Well, this is welcome news. In fact, the most welcome news I’ve seen out of the rather lackluster Sheheen campaign this year.
Vincent Sheheen is stepping out and taking a stand on something that speaks to the essence of who we are, who we have been and who we aspire to be as a state and as a people:
Democratic candidate for governor Vincent Sheheen tried to shake up the governor’s race in South Carolina on Wednesday, calling for the removal of the Confederate flag that flies on a pole in front of the Statehouse.
Sheheen, who is lagging in the polls, is the most prominent political voice to call for the removal of the flag — a somewhat quixotic attempt that would need a two-thirds vote in the House and Senate at a time when few others in the state are publicly demanding it.
The two-thirds vote requirement was included in a compromise 14 years ago that moved the flag from atop the Capitol dome to a place just a few feet south of a monument honoring Confederate soldiers on one of the state’s busiest streets.
The state senator from Camden has proposed replacing the Confederate flag at its new location with an American flag. The American and South Carolina flags still fly over the Statehouse.
“I want South Carolina to be celebrated not as the state that left America, but as the best state in America,” Sheheen said….
As Bryan Caskey observed to me via email, Sheheen must have been listening to Doug Ross, who has repeatedly urged him on this blog to take this stand. Perhaps — although Doug won’t be satisfied until Sheheen also comes out “for gay marriage, legalized marijuana, and casinos in Myrtle Beach.”
That’s Doug. Me, I’m just glad to see Vincent do this. He’s taking a stand. A quixotic one to be sure, the way the Legislature has rigged the deal. But it’s the right stand. And it offers a clear contrast, if you’ll recall the way Nikki groveled before neoConfederates four years ago.
Let me clarify a couple of points here. First, the Legislature didn’t just codify the flying on the flag in the 2000 “compromise.” They did that back when the GOP first took over the House in 1995, shortly after I started writing extensively (my detractors would say obsessively) about the issue.
Second, this is not a new contrast between Sheheen and Haley. Sheheen indicated his openness to removing the flag four years ago. What he’s done now is shift from that passive stance to an active one, and put forth a specific plan.
I tell you what I’d like to see now: I’d like to see Joe Riley and others who have shown courage on this issue in the past get enthusiastically and visibly behind this effort, rallying the forces — in business, church, civil rights and other leadership circles — that came together in 2000 to get the flag off the dome.

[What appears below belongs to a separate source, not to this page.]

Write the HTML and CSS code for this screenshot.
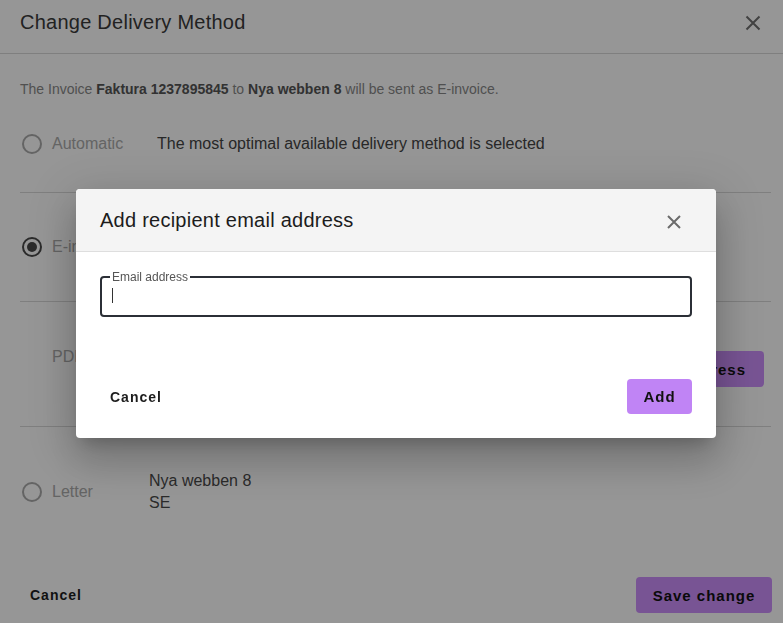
FILE: index.html
```html
<!DOCTYPE html>
<html lang="en">
<head>
  <meta charset="UTF-8">
  <meta name="viewport" content="width=device-width, initial-scale=1.0">
  <title>Change Delivery Method</title>
  <link rel="stylesheet" href="styles.css">
</head>
<body>

<div class="page">
  <header class="page-header">
    <h1>Change Delivery Method</h1>
    <button class="close-btn" aria-label="Close">
      <svg width="16" height="16" viewBox="0 0 16 16"><path d="M1.5 1.5 L14.5 14.5 M14.5 1.5 L1.5 14.5" stroke="currentColor" stroke-width="2" fill="none"/></svg>
    </button>
  </header>

  <div class="page-body">
    <p class="intro">The Invoice <b>Faktura 1237895845</b> to <b>Nya webben 8</b> will be sent as E-invoice.</p>

    <div class="method-row row-auto">
      <label class="method-label"><span class="radio"></span>Automatic</label>
      <div class="method-desc">The most optimal available delivery method is selected</div>
    </div>

    <div class="method-row row-einvoice">
      <label class="method-label"><span class="radio checked"></span>E-invoice</label>
      <div class="method-desc">Sent to the recipient's e-invoice address</div>
    </div>

    <div class="method-row row-pdf">
      <label class="method-label no-radio">PDF</label>
      <div class="method-desc">No email address added</div>
      <button class="primary-btn add-email">Add email address</button>
    </div>

    <div class="method-row row-letter">
      <label class="method-label short"><span class="radio"></span>Letter</label>
      <div class="method-desc address">Nya webben 8<br>SE</div>
    </div>
  </div>

  <footer class="page-footer">
    <button class="text-btn">Cancel</button>
    <button class="primary-btn save-btn">Save change</button>
  </footer>
</div>

<div class="backdrop"></div>

<div class="dialog">
  <div class="dialog-header">
    <h2>Add recipient email address</h2>
    <button class="close-btn small" aria-label="Close">
      <svg width="16" height="16" viewBox="0 0 16 16"><path d="M2 2 L14 14 M14 2 L2 14" stroke="currentColor" stroke-width="2" fill="none"/></svg>
    </button>
  </div>
  <div class="dialog-body">
    <fieldset class="field">
      <legend>Email address</legend>
      <div class="field-input"><span class="caret"></span></div>
    </fieldset>
  </div>
  <div class="dialog-footer">
    <button class="text-btn">Cancel</button>
    <button class="primary-btn add-btn">Add</button>
  </div>
</div>

</body>
</html>
```

FILE: styles.css
```css
body {
  font-family: "Liberation Sans", Arial, sans-serif;
  background-color: #ffffff;
  margin: 0;
  padding: 0;
}
button {
  font-family: inherit;
  border: none;
  background: none;
  cursor: pointer;
  padding: 0;
}
.page {
  height: 100vh;
  display: flex;
  flex-direction: column;
  box-sizing: border-box;
}
.page-header {
  height: 54px;
  box-sizing: border-box;
  padding: 10px 22px 0 20px;
  border-bottom: 1px solid #d9d9d9;
  display: flex;
  justify-content: space-between;
  align-items: flex-start;
}
.page-header h1 {
  margin: 0;
  font-size: 20px;
  font-weight: normal;
  line-height: 25px;
  letter-spacing: 0.25px;
  color: #3a3a3a;
}
.close-btn {
  color: #707070;
  width: 16px;
  height: 16px;
  margin-top: 5px;
  display: flex;
}
.page-body {
  padding: 0 12px 0 20px;
}
.intro {
  margin: 27px 0 0;
  font-size: 14px;
  line-height: 16px;
  color: #888;
}
.intro b {
  color: #555;
}
.method-row {
  display: flex;
  align-items: center;
  border-bottom: 1px solid #d9d9d9;
}
.method-row:last-child {
  border-bottom: none;
}
.row-auto {
  padding: 35px 0 36px;
}
.row-einvoice {
  padding: 42px 0 42px;
}
.row-pdf {
  padding: 43px 0 39px;
  align-items: flex-start;
}
.row-letter {
  padding: 43px 0 0;
}
.method-label {
  width: 137px;
  flex-shrink: 0;
  display: flex;
  align-items: center;
  gap: 10px;
  font-size: 16px;
  line-height: 24px;
  color: #aaa;
  box-sizing: border-box;
}
.method-label.short {
  width: 129px;
}
.method-label.no-radio {
  padding-left: 32px;
}
.radio {
  width: 20px;
  height: 20px;
  margin-left: 2px;
  box-sizing: border-box;
  border: 2px solid #aaa;
  border-radius: 50%;
  display: flex;
  align-items: center;
  justify-content: center;
}
.radio.checked {
  border-color: #4a4a4a;
}
.radio.checked::after {
  content: "";
  width: 10px;
  height: 10px;
  border-radius: 50%;
  background: #4a4a4a;
}
.method-desc {
  flex: 1;
  font-size: 16px;
  line-height: 24px;
  color: #444;
}
.method-desc.address {
  line-height: 22px;
  color: #4a4a4a;
}
.primary-btn {
  background: #cc8ffb;
  color: #111;
  border-radius: 4px;
  font-weight: bold;
  font-size: 15px;
  letter-spacing: 1px;
  height: 36px;
  padding: 0 18px;
}
.add-email {
  margin: 6px 7px 0 0;
}
.page-footer {
  margin-top: auto;
  display: flex;
  justify-content: space-between;
  align-items: center;
  padding: 0 11px 10px 20px;
}
.text-btn {
  font-weight: bold;
  font-size: 14px;
  letter-spacing: 1px;
  color: #1d1d1d;
  padding: 8px 10px;
}
.save-btn {
  width: 136px;
  padding: 0;
}

/* modal */
.backdrop {
  position: fixed;
  inset: 0;
  background: rgba(0, 0, 0, 0.41);
}
.dialog {
  position: absolute;
  left: 76px;
  top: 189px;
  width: 640px;
  background: #fff;
  border-radius: 4px;
  overflow: hidden;
  box-shadow: 0 11px 15px -7px rgba(0, 0, 0, 0.2), 0 24px 38px 3px rgba(0, 0, 0, 0.14), 0 9px 46px 8px rgba(0, 0, 0, 0.12);
}
.dialog-header {
  height: 63px;
  box-sizing: border-box;
  background: #f4f4f4;
  border-bottom: 1px solid #dedede;
  display: flex;
  justify-content: space-between;
  align-items: center;
  padding: 1px 34px 0 24px;
}
.dialog-header h2 {
  margin: 0;
  font-size: 20px;
  font-weight: normal;
  letter-spacing: 0.25px;
  color: #1c1c1c;
}
.close-btn.small {
  margin-top: 2px;
  color: #6b6b6b;
}
.dialog-body {
  padding: 18px 24px 0;
}
.field {
  margin: 0;
  padding: 0 10px 9px 8px;
  border: 2px solid #2b2f36;
  border-radius: 4px;
}
.field legend {
  font-size: 12px;
  line-height: 14px;
  padding: 0 2px;
  color: #555;
}
.field-input {
  height: 22px;
  display: flex;
  align-items: center;
  padding-left: 2px;
}
.caret {
  width: 1px;
  height: 15px;
  background: #333;
}
.dialog-footer {
  display: flex;
  justify-content: space-between;
  align-items: center;
  padding: 62px 24px 24px;
}
.add-btn {
  height: 35px;
  width: 65px;
  padding: 0;
  background: #c084f5;
}
```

It’s time to rally around the cause of putting this issue behind us forever, placing it in the museums and history books where it belongs. So we can move forward as South Carolinians, as one people, without this nonsense dividing us.
Some will say — as they have said after each of the hundreds of times I’ve called for removing the flag — that this is a distraction, that it is not a serious or core issue. But I assert that if we are not a state that can muster the courage and good sense to dispense with this flying of a divisive relic on our state’s front lawn, then we are not equal to tackling any of the challenges before us.
In my last column for The State, I wrote about South Carolina’s unfinished business — the need for reform in government, in education, in taxation. All of the things I wrote about were complex issue that would take a lot of heavy policy lifting, except for two, which I mentioned at the end:
Some of these things are tough; others are less so. But they are all essential to getting our act together in South Carolina. To help us warm up for the harder ones, I suggest we do the following immediately:
• Raise our lowest-in-the-nation cigarette tax by a dollar, bringing us (almost) to the national average, and saving thousands of young lives.
• Remove the Confederate flag from the State House grounds.
While those last two are easier to implement, they are essential to proving to the world and ourselves that we are serious about building a better South Carolina. The reasons that have been offered not to do those two, simple things are not reasons in any rational sense, but rather outgrowths of the mind-sets that have held us back since 1865.
Which is long enough.
We sort of halfway addressed the first of those two easy, no-brainer actions. It’s far past time to address the other.